Giro d'Italia Torino

Stage 1: Torino – Torino, the loveliest podium girl

Torino has been a frequent host and feature of the Giro d’Italia, with three ‘big starts’ and countless stage starts or finishes. This is the story of the finish of the second to last stage of the 1949 edition at the long-neglected and soon-to-be restored velodrome in Corso Casale.

The velodrome is located in the district called Madonna del Pilone, at the foot of Superga, the hill on top of which Victor Amadeus II had built the majestic basilica as a token of gratitude for defeating the besieging French army in 1706. It was 11 June 1949, just over a month after the air disaster that claimed the lives of Valentino Mazzola, Gabetto, Bacigalupo, Grezar, Ossola, Loik and others – the day when the name of the hill became synonymous with the accident that killed the entire Grande Torino football club. None of them survived. Among the 31 dead, alongside the squad, their coaches and their managers, were three journalists and four crew members.

Coppi, Bartali and the velodrome

The stage finishing in the velodrome was an individual time trial. The day before, Fausto Coppi had sealed the greatest achievement of his career: a 192-km breakaway across five mountain passes, from Cuneo to Pinerolo. He had finished 11’52” ahead of the runner-up, Gino Bartali, taking the leader’s jersey and securing his overall Giro win. Bartali, second behind him on the GC, was over 23’ adrift. The 65-km ITT from Pinerolo to Turin would be a mere formality. Victory went to Toni Bevilacqua ahead of Corrieri and De Santi; Coppi only settled for sixth place, but it was enough to further increase his overall lead by a handful of seconds.

 

Coppi was a football enthusiast and a supporter of the ‘Toro’. In the first post-war period, the squad was invincible, even more than Coppi himself. There are many pictures portraying him with the players of the team: Danilo Martelli, Valerio Bacigalupo, Mario Rigamonti… In one of these, he is seen holding up a racing bicycle as Valentino Mazzola is checking out the spokes and the tires. In another one, he is standing with Serse Coppi, the defensive midfielder Eusebio Castigliano, and Valentino’s young children, Sandrino and Ferruccio, behind the counter in the sporting goods store that Mazzola had opened in Turin. Above all, Coppi was particularly attached to the midfielder of the Grande Torino, Ezio Loik, to whom he dedicated his victory in Pinerolo.

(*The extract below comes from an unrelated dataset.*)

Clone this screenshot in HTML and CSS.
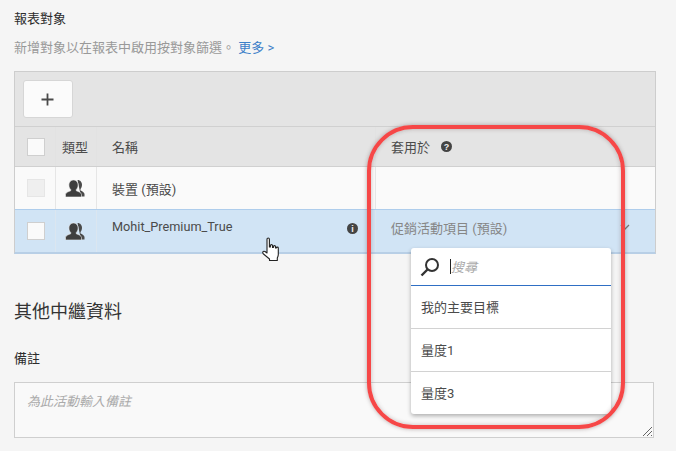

That day there was a very special podium girl

That day there was a very special podium girl at the awards ceremony for the Maglia Rosa at the velodrome. Mirella Loik, Ezio’s daughter, wasn’t even four years old. Dressed in a short, pale frock, and holding a bunch of blue hydrangeas in her tiny hands, she was picked up so that she could kiss Fausto. The girl pulled back a little, gently pushing her baby hand against his damp and dusty jersey. As Coppi pecked her lightly on the check, the little girl burst into tears, and the bike she got as a present was of no consolation.